This invention relates to resonant cavities for waveguide systems. More particularly, it concerns resonant multicavity optical circuits especially suited for removing selected wavelength-distinct channels of light energy propagated in an optical waveguide in a manner that minimizes loss of energy from other channels in the waveguide and for providing enlarged free spectral range in the passby function, that is, the ratio of the electric field passed by a channel-removing tap to the electric field approaching the tap.
In the above-noted parent application Ser. No. 625,543, several embodiments of resonant cavity filter devices are disclosed for tapping spectral line widths as narrow as 0.01 Angstrom from an optical waveguide or fiber propagating many relatively broad bandwidth signals modulating light energy in the 1 to 2 micron region of the electromagnetic spectrum.
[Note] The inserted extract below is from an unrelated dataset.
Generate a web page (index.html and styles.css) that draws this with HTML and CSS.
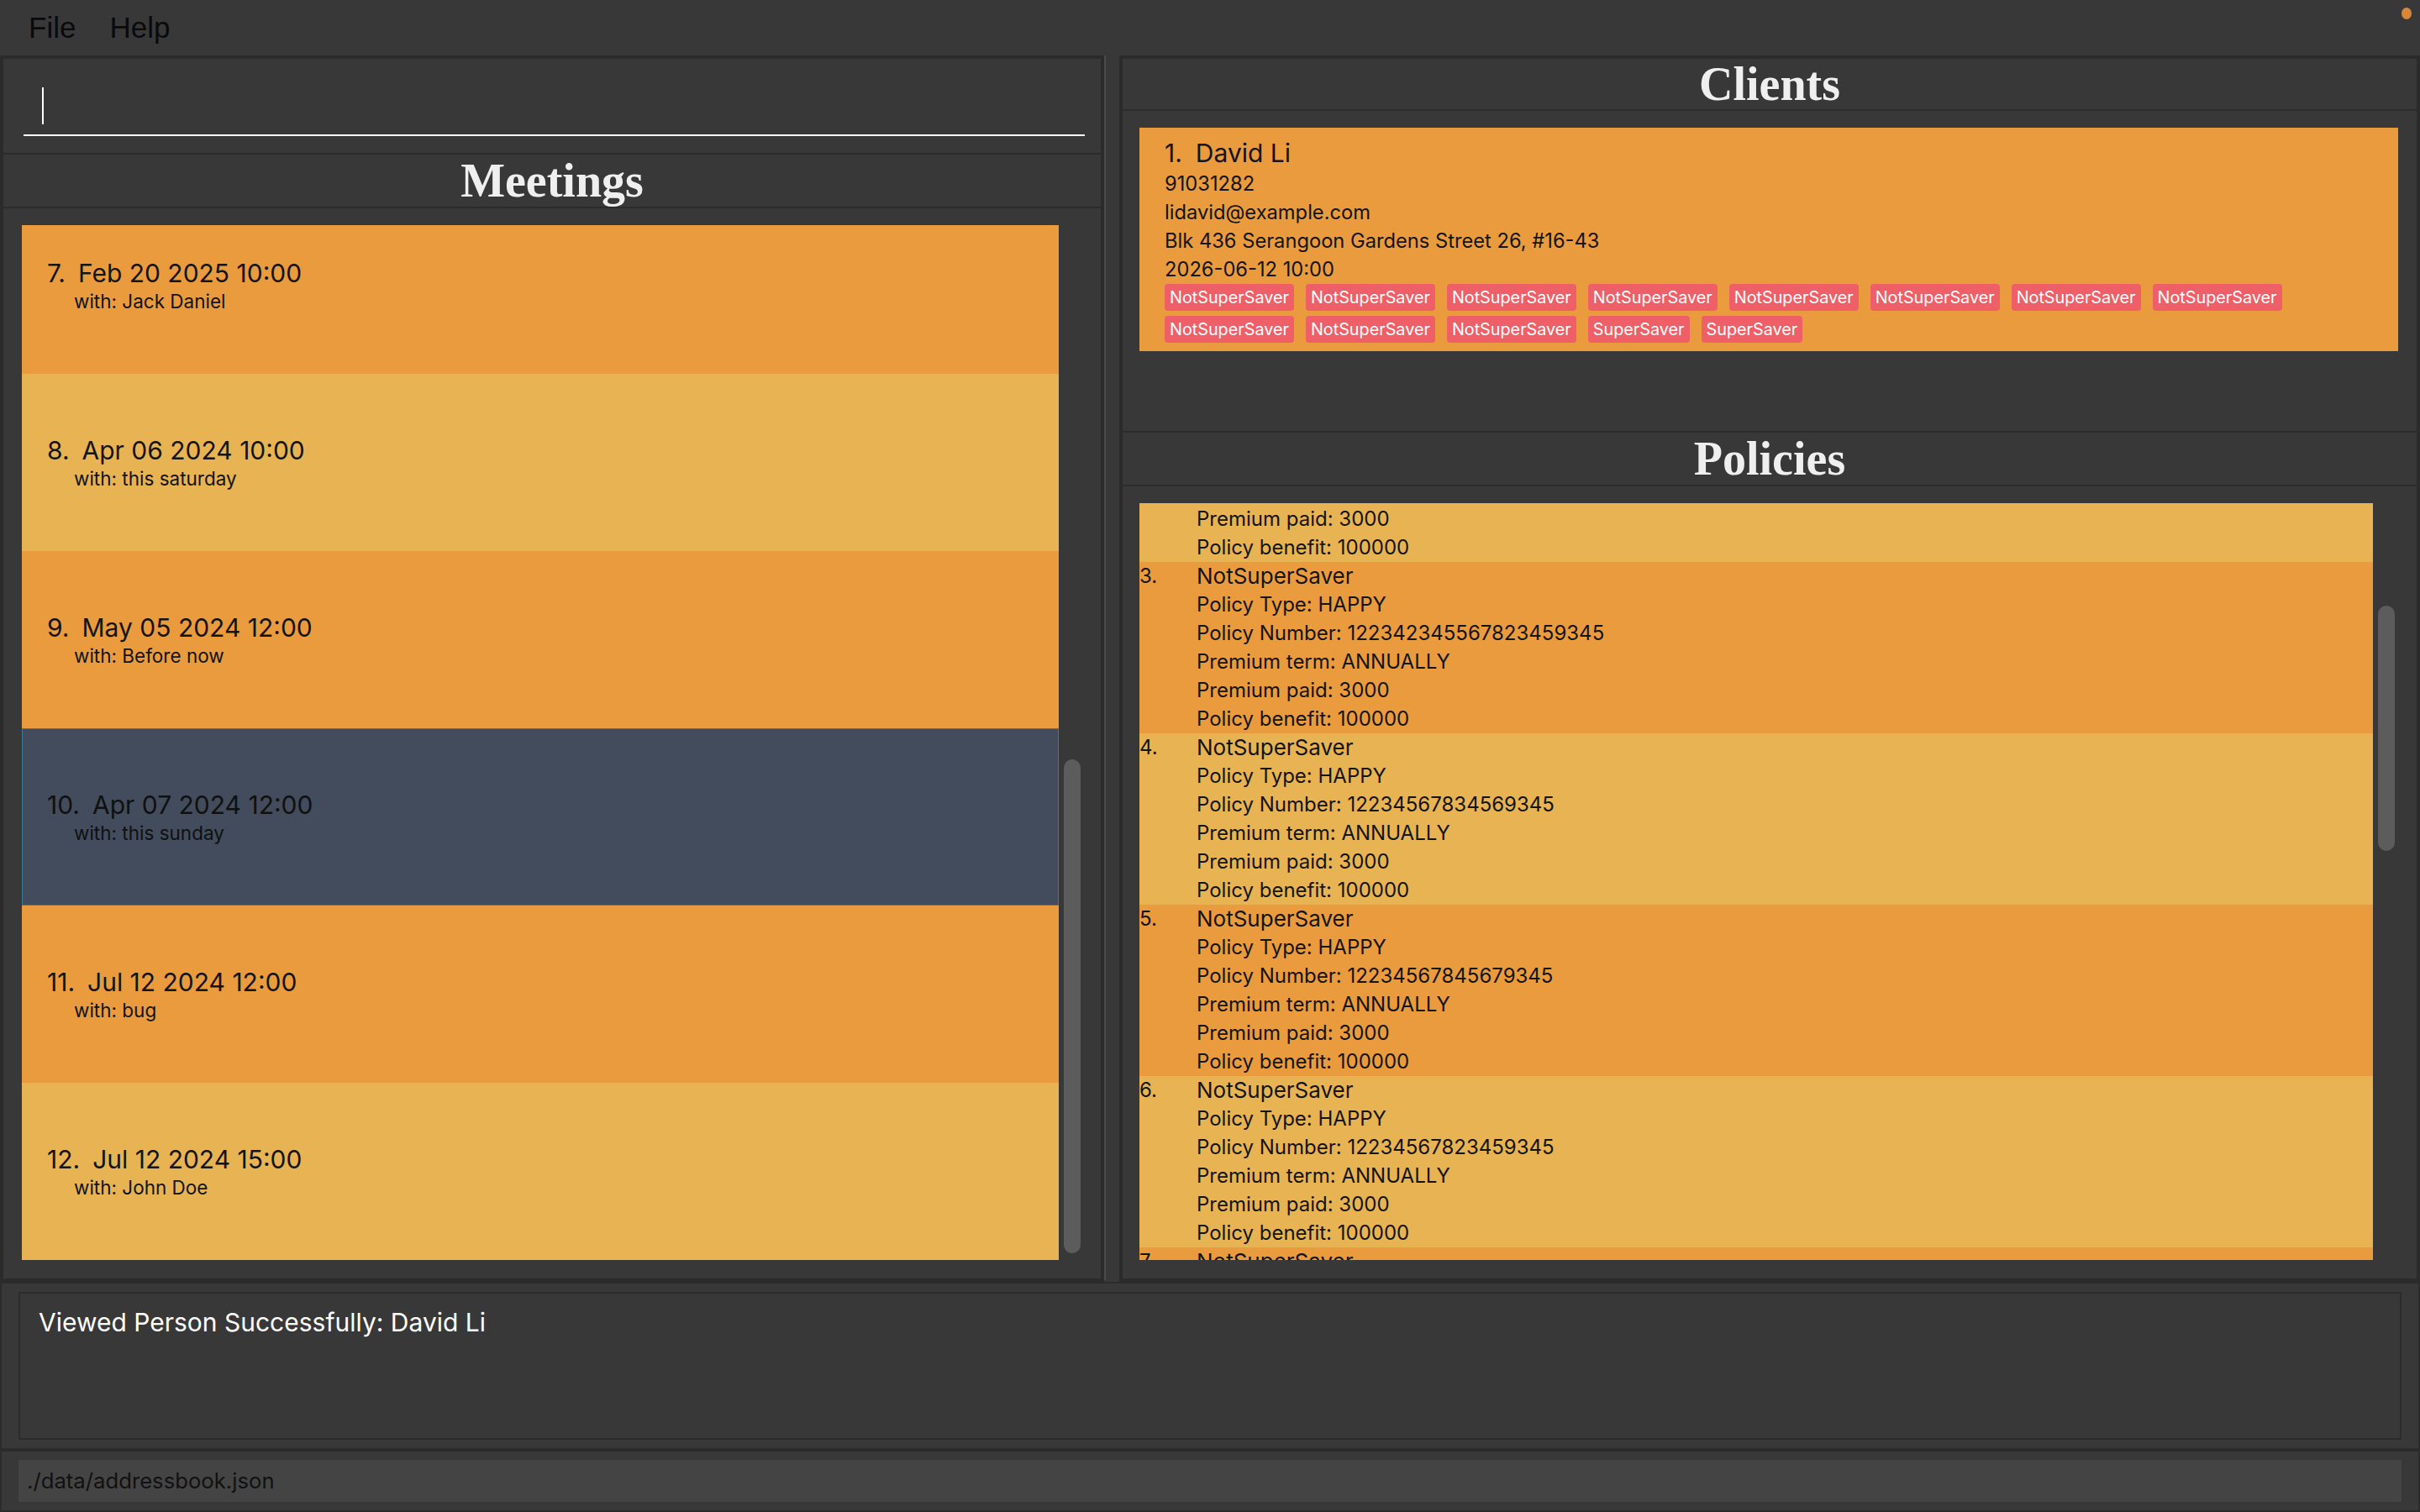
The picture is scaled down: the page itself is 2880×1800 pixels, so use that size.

As pointed out in that application, a principal objective in the removal of very narrow line widths from an optical waveguide trunk is the potential for the realization of an optical communications system in which a large number of information channels may be transmitted along a single optical waveguide trunk with a facility for tapping discrete channels at successive taps or branch lines along the trunk. It is also recognized that the number of successive taps on a single trunk is limited principally by the removal of energy from side channels by upstream taps whose purpose is to remove only one channel.
Certain of the embodiments disclosed in the aforementioned co-pending application employ so-called serial resonant cavities tuned in what is termed a vernier or coresonant relationship so that only one channel is coresonant in each of the serial resonant cavities, thus reducing or eliminating energy removed from the side orders of the desired coresonant channel. The narrow line wavelengths of interest are passed to a first resonant cavity in which the line width of interest is resonated along with side orders of the line width of interest. The second resonant cavity is coupled to the first resonant cavity and tuned to include the line width of interest, but with side orders at different spectral intevals than those of the first resonant cavity so only the line width of interest will be coresonant in both cavities. In this manner, only the desired, coresonant channel will be available at the output of the second resonant cavity.
Although these serial cavities demonstrate great potential for the selective tapping of very narrow line widths of light energy from an optical waveguide, the approach is restricted by the light energy loss accumulating after successive taps from a trunk. That is, these resonant taps, while effective in removing selected wavelength-distinct channels, do reduce the transmission energy of the wavelengths that are side orders of the selected wavelength.
Additionally, the parent application also describes an embodiment which provide integral dual cavities in which one cavity is completed by a path through a second cavity. The latter arrangement not only provides the above-noted vernier effect to pass only the selected wavelength to the branch line, but also improves the passby function as subsequently explained in detail in the present application.